Il est obligatoire de réaliser les injections avec la proximité immédiate d'un médecin après vérification de l'état clinique, surveillance au cabinet au moins une demi-heure après l'injection, disponibilité des moyens thérapeutiques des réactions anaphylactiques (en particulier adrénaline injectable). Une information du patient sur le rapport bénéfice/risque est également indispensable.
La place des anti-IgE
Il est recommandé de réserver le traitement par anti-IgE à l'asthmatique allergique persistant sévère mal contrôlé, en plus du traitement conventionnel optimal (recommandation de grade A).
Il est recommandé de confirmer le diagnostic de sévérité de l'asthme (évaluation du contrôle par questionnaire et explorations fonctionnelles respiratoires), de s'assurer de la prise en charge des facteurs aggravants, de contrôler l'adhésion au traitement avant de proposer le traitement par anti-IgE (avis d'experts) (recommandation de grade B).
L'éviction allergénique
Il est recommandé de faire une éviction des allergènes responsables, la plus globale possible, chez l'enfant allergique asthmatique (recommandation de grade B). Bien qu'il n'y ait pas encore de données suffisantes chez l'adulte allergique asthmatique, l'éviction des allergènes est recommandée (recommandation de grade B).

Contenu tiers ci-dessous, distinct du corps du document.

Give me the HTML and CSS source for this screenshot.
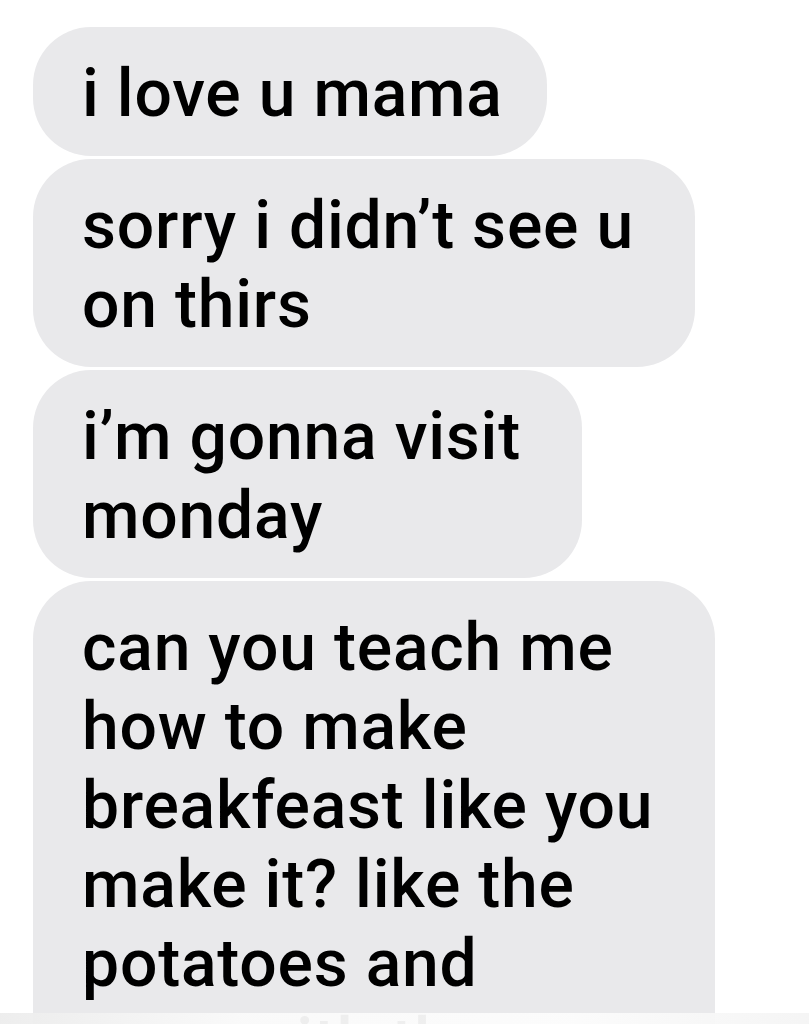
FILE: index.html
```html
<!DOCTYPE html>
<html lang="en">
<head>
    <meta charset="UTF-8">
    <meta name="viewport" content="width=device-width, initial-scale=1.0">
    <title>Messages</title>
    <link rel="stylesheet" href="styles.css">
</head>
<body>
    <div class="thread">
        <div class="bubble">i love u mama</div>
        <div class="bubble">sorry i didn’t see u&nbsp;<br>on thirs</div>
        <div class="bubble">i’m gonna visit&nbsp;<br>monday</div>
        <div class="bubble">can you teach me&nbsp;<br>how to make&nbsp;<br>breakfeast like you&nbsp;<br>make it? like the&nbsp;<br>potatoes and&nbsp;<br>eggs with the</div>
    </div>
    <div class="fade"></div>
</body>
</html>
```
FILE: styles.css
```css
html, body { margin: 0; height: 100%; overflow: hidden; background: #fff; }
body { font-family: Roboto, "Liberation Sans", sans-serif; }
.thread { display: flex; flex-direction: column; align-items: flex-start; gap: 3px; padding: 27px 0 0 33px; }
.bubble { background: #e9e9eb; color: #000; font-size: 66px; font-weight: 500; letter-spacing: 0.8px; line-height: 79px; padding: 27px 44px 23px 49px; border-radius: 58px; }
.fade { position: fixed; left: 0; right: 0; bottom: 0; height: 11px; background: linear-gradient(to right, #ececec, #fafafa 30%, #fcfcfc 70%, #f4f4f4); opacity: 0.95; }
```
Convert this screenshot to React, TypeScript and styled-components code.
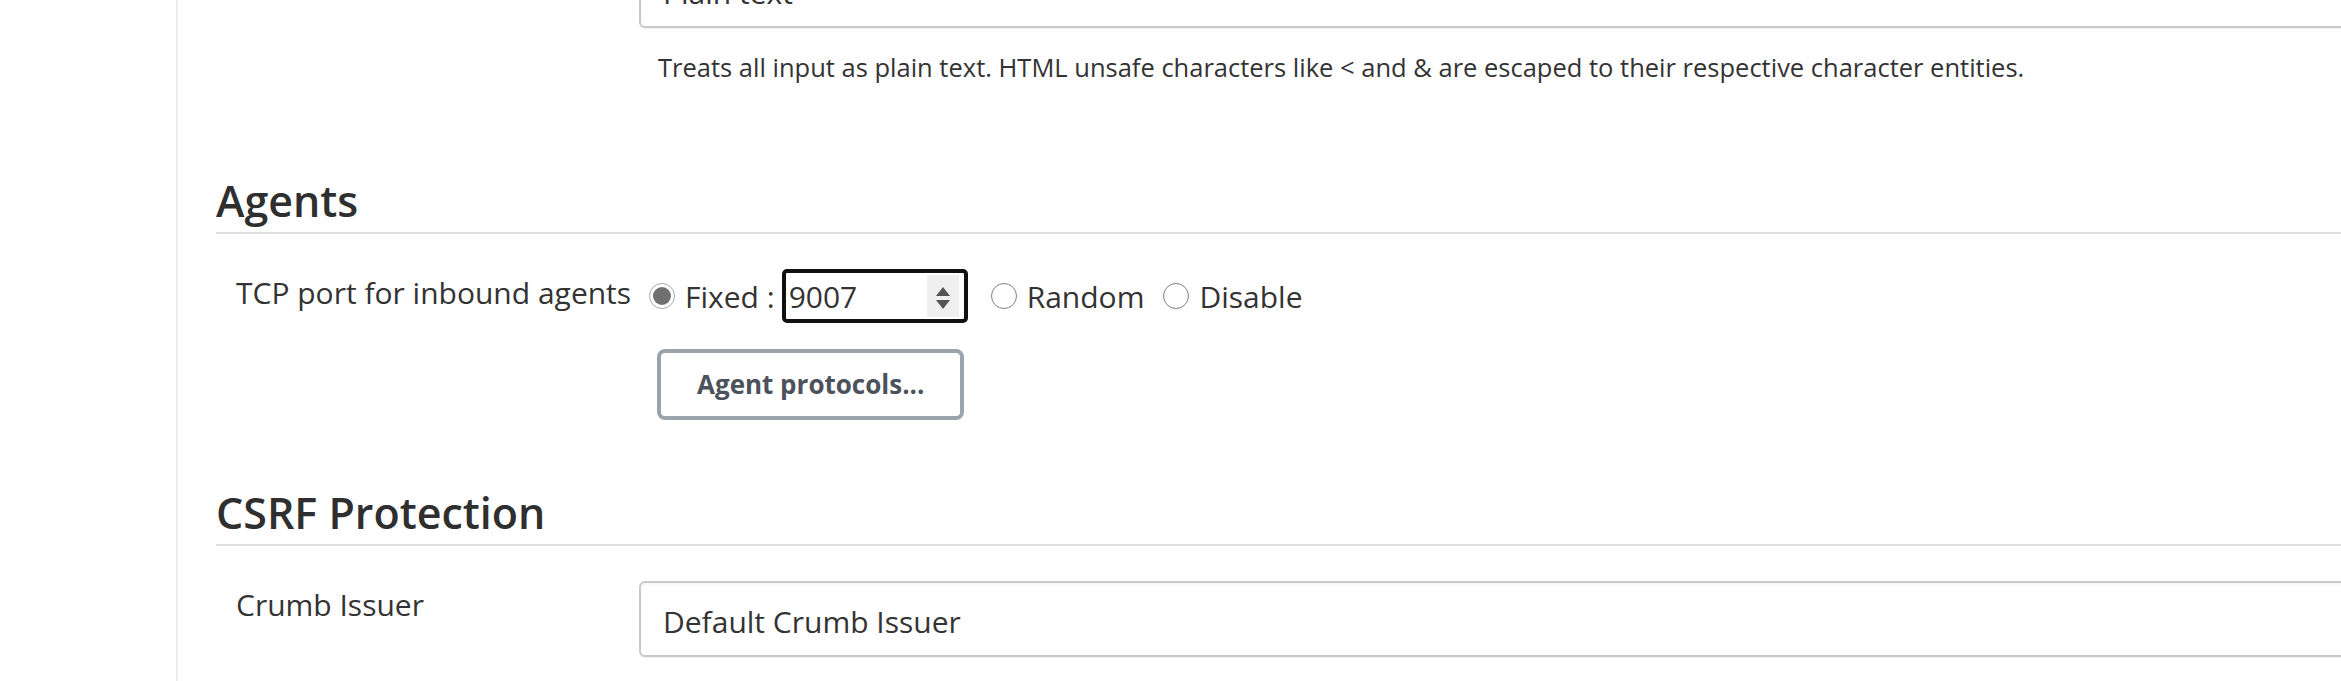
import React from 'react';
import styled, { createGlobalStyle } from 'styled-components';

const GlobalStyle = createGlobalStyle`
  html, body {
    margin: 0;
    padding: 0;
    background: #fff;
    overflow: hidden;
  }
  body {
    font-family: "Open Sans", "Noto Sans", "DejaVu Sans", sans-serif;
    color: #333;
  }
`;

const Page = styled.div`
  display: flex;
  min-height: 100vh;
`;

const Gutter = styled.div`
  width: 176px;
  flex-shrink: 0;
  border-right: 2px solid #ececec;
`;

const Main = styled.main`
  flex: 1;
  min-width: 0;
  display: flex;
  flex-direction: column;
  padding-left: 38px;
`;

const FieldRow = styled.div<{ $gap: number }>`
  display: grid;
  grid-template-columns: 423px minmax(0, 1fr);
  margin-top: ${props => props.$gap}px;
`;

const FieldLabel = styled.div`
  padding: 1px 0 0 20px;
  font-size: 30px;
  line-height: 45px;
  white-space: nowrap;
`;

const Controls = styled.div`
  display: flex;
  flex-direction: column;
  min-width: 0;
`;

const SelectBox = styled.div`
  box-sizing: border-box;
  height: 76px;
  margin-right: -40px;
  display: flex;
  align-items: center;
  padding: 4px 22px 0;
  border: 2px solid #c9c9c9;
  border-radius: 6px;
  box-shadow: inset 0 2px 4px rgba(0, 0, 0, 0.04), 0 1px 0 rgba(0, 0, 0, 0.05);
  font-size: 30px;
  line-height: 45px;
  white-space: nowrap;
`;

const HelpText = styled.div`
  margin-top: 22px;
  padding-left: 19px;
  font-size: 25.5px;
  line-height: 34px;
  white-space: nowrap;
`;

const SectionTitle = styled.h2<{ $gap: number }>`
  margin: ${props => props.$gap}px 0 0;
  padding-bottom: 5px;
  border-bottom: 2px solid #e0e0e0;
  font-size: 43px;
  font-weight: 600;
  line-height: 52px;
  color: #2f2f2f;
`;

const RadioGroup = styled.div`
  display: flex;
  align-items: center;
  height: 54px;
  padding-left: 10px;
`;

const Option = styled.label<{ $space?: number }>`
  display: inline-flex;
  align-items: center;
  gap: 10px;
  margin-left: ${props => props.$space ?? 0}px;
  font-size: 30px;
  line-height: 45px;
  white-space: nowrap;
`;

const Radio = styled.span<{ $checked?: boolean }>`
  position: relative;
  box-sizing: border-box;
  width: 26px;
  height: 26px;
  flex-shrink: 0;
  border-radius: 50%;
  border: 1.5px solid ${props => (props.$checked ? '#a8a8a8' : '#808080')};
  background: #fff;

  &::after {
    content: '';
    display: ${props => (props.$checked ? 'block' : 'none')};
    position: absolute;
    inset: 3px;
    border-radius: 50%;
    background: #707070;
  }
`;

const NumberField = styled.div`
  box-sizing: border-box;
  display: flex;
  align-items: center;
  width: 186px;
  height: 54px;
  margin-left: 7px;
  padding: 0 5px 0 3px;
  border: 4px solid #111;
  border-radius: 5px;
  background: #fff;
  font-size: 30px;
  line-height: 45px;
`;

const NumberValue = styled.span`
  flex: 1;
`;

const Spinner = styled.span`
  display: flex;
  width: 32px;
  height: 42px;
  background: #efefef;
`;

const ActionButton = styled.button`
  align-self: flex-start;
  box-sizing: border-box;
  height: 71px;
  margin: 26px 0 0 18px;
  padding: 0 36px;
  border: 4px solid #9ba3ab;
  border-radius: 8px;
  background: #fff;
  color: #4b525b;
  font-family: inherit;
  font-size: 26px;
  font-weight: 700;
  line-height: 35px;
  white-space: nowrap;
`;

const SpinArrows = () => (
  <svg width="32" height="42" viewBox="0 0 32 42" fill="#555">
    <polygon points="16,12 23,21 9,21" />
    <polygon points="9,25 23,25 16,34" />
  </svg>
);

export default function App() {
  return (
    <>
      <GlobalStyle />
      <Page>
        <Gutter />
        <Main>
          <FieldRow $gap={-48}>
            <FieldLabel />
            <Controls>
              <SelectBox>Plain text</SelectBox>
              <HelpText>
                Treats all input as plain text. HTML unsafe characters like &lt; and &amp; are escaped to
                their respective character entities.
              </HelpText>
            </Controls>
          </FieldRow>

          <SectionTitle $gap={91}>Agents</SectionTitle>
          <FieldRow $gap={35}>
            <FieldLabel>TCP port for inbound agents</FieldLabel>
            <Controls>
              <RadioGroup>
                <Option>
                  <Radio $checked />
                  Fixed :
                </Option>
                <NumberField>
                  <NumberValue>9007</NumberValue>
                  <Spinner>
                    <SpinArrows />
                  </Spinner>
                </NumberField>
                <Option $space={23}>
                  <Radio />
                  Random
                </Option>
                <Option $space={19}>
                  <Radio />
                  Disable
                </Option>
              </RadioGroup>
              <ActionButton>Agent protocols...</ActionButton>
            </Controls>
          </FieldRow>

          <SectionTitle $gap={67}>CSRF Protection</SectionTitle>
          <FieldRow $gap={35}>
            <FieldLabel>Crumb Issuer</FieldLabel>
            <Controls>
              <SelectBox>Default Crumb Issuer</SelectBox>
            </Controls>
          </FieldRow>
        </Main>
      </Page>
    </>
  );
}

Il est recommandé de se séparer du chat, du chien ou de tout autre animal de compagnie en cas d'asthme allergique à l'animal ou de maintenir l'animal en dehors du lieu d'habitation.
Lorsque l'éviction n'est pas réalisable, aucune technique n'a démontré son efficacité (recommandation de grade C).
* CHU de Lille, France.
L'asthme professionnel
Quel est le poids des facteurs professionnels dans l'asthme ?
Il est recommandé d'interroger tous les patients asthmatiques quant à la relation chronologique entre leurs symptômes et l'exposition professionnelle, en particulier chez les sujets exposés à un agent connu comme responsable d'asthme professionnel (recommandation de grade A).
Quels sont les métiers à risque ?
Il est recommandé de rechercher de façon approfondie une origine professionnelle chez un asthmatique exerçant une profession à haut risque : professions de nettoyage, agricoles, boulangers, peintres, coiffeurs, professionnels de santé, soudeurs (NP3) (recommandation de grade B).
Comment diagnostiquer l'origine professionnelle d'un asthme ?
Du fait du manque de spécificité de l'interrogatoire et des conséquences potentielles graves de la maladie sur l'emploi, il est recommandé d'étayer le diagnostic d'asthme professionnel par des méthodes objectives (NP2) (recommandation de grade B).
Les tests immunologiques sont-ils à pratiquer en cas de suspicion d'asthme professionnel ?
Le monitoring du débit expiratoire de pointe (DEP) a-t-il un intérêt dans le diagnostic de l'asthme professionnel ?
Il est recommandé d'interpréter les résultats des DEP en tenant compte des périodes d'exposition, du nombre et de la durée des mesures (au minimum 4 mesures quotidiennes pendant au moins 4 semaines), du traitement et de la coopération des patients (recommandation de grade C).
Il est recommandé de pratiquer le bilan pendant une période d'activité professionnelle, sauf si la gravité de l'asthme – ou son caractère particulièrement instable – impose une éviction immédiat (recommandation de grade B).
Il est recommandé de confier l'interprétation des résultats à un médecin ayant une expérience en asthme professionnel (recommandation de grade C).
Faut-il proposer un arrêt de l'exposition à l'agent causal ?
Il est recommandé, dans la mesure du possible, de soustraire le travailleur à l'agent causal (recommandation de grade B).